Code: Select All Code
[root@streamer ~]# rmmod tbs_pcie_dvb
[root@streamer ~]# rmmod tbs6205fe   
[root@streamer ~]# uname -a
Linux streamer.local 3.10.0-229.el7.x86_64 #1 SMP Fri Mar 6 11:36:42 UTC 2015 x86_64 x86_64 x86_64 GNU/Linux
[root@streamer ~]# sensors
radeon-pci-0008
Adapter: PCI adapter
... (reboot)


After reboot exactly the same [Hardware Error] message is in dmesg (as attached before). Maybe this problem is connected with new cards with FPGA PCIe bridge?

Re: MOI Pro-AMD random self-rebooting problem

PostPosted: Mon Oct 17, 2016 9:49 am
by steven
Hi

Thanks for your detail feedback ,can you take a picture of your MOIPro-AMD mainboard and power supply and for the
extra power of 6910 how you provide for this ?you can take a picture too .

and for the sensors commnad we tested server AMD at our side which works well : )

Let us focus on the 6910 issue first which is serious .

Thanks

Kind Regards

steven

Re: MOI Pro-AMD random self-rebooting problem

PostPosted: Mon Oct 17, 2016 4:29 pm
by sir
Hi steven,

mainboard: https://i.imgsafe.org/488a66c883.jpg and https://i.imgsafe.org/488afcafcf.jpg

PSU: https://i.imgsafe.org/488ade1a15.jpg and https://i.imgsafe.org/488b120429.jpg

For external 12v power for TBS6910 cards we used standard 300W ATX PSU connected via MOLEX connectors to this power cable adapters https://i.imgsafe.org/488af0476e.jpg (we received them with cards that we bought separately). Unfortunately this not helped. Do you think that these random restarts are associated with the power supply?

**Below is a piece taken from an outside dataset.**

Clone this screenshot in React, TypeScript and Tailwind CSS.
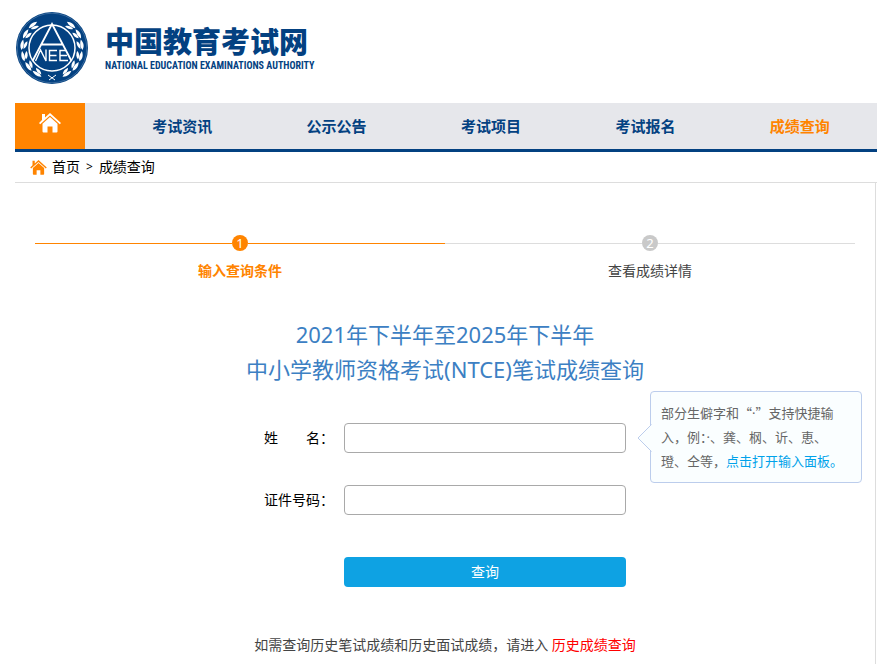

Re: MOI Pro-AMD random self-rebooting problem

PostPosted: Wed Oct 19, 2016 4:11 pm
by stilmant
Just for info, I can't personally access the photo that are on site blocked by my ISP. This forum can incorporate your photo you just have to attach them to your post.

Re: MOI Pro-AMD random self-rebooting problem

PostPosted: Thu Nov 24, 2016 8:57 pm
by diabloss
question is how big is the load on the CPU?

my wild guess is heating .... removing heatsink and put some quality Arctic Silver or any quality cpu cooling stuff .... should work for sure.
once again cpu load is needed to know before anything else.

Re: MOI Pro-AMD random self-rebooting problem

PostPosted: Wed Jun 28, 2017 7:37 pm
by tonygables
Hi,

Were you able to solve this issue? We are facing similar problems with TBS6910s.

We have 2 x TBS6910 with 4 CAMs on MOI Pro -AMD. With all tuners locked and CAMs descrambling, MOI starts rebooting every 3-4 mins.

When we lock to 2 tuners only, the problem doesn't happen. When we start locking additional tuners, MOI starts rebooting again.

The same problem happens with HP ML150/ML350 servers with same cards. When we check the logs on HP server we see "Unrecoverable PCIe error" before the server displays an alarm and becomes unresponsive.

In contrast, we have a HP server with 3 x TBS6991SEs with 6 CAM modules and we don't observe this problem.

If anyone else faced this problem, can you please comment?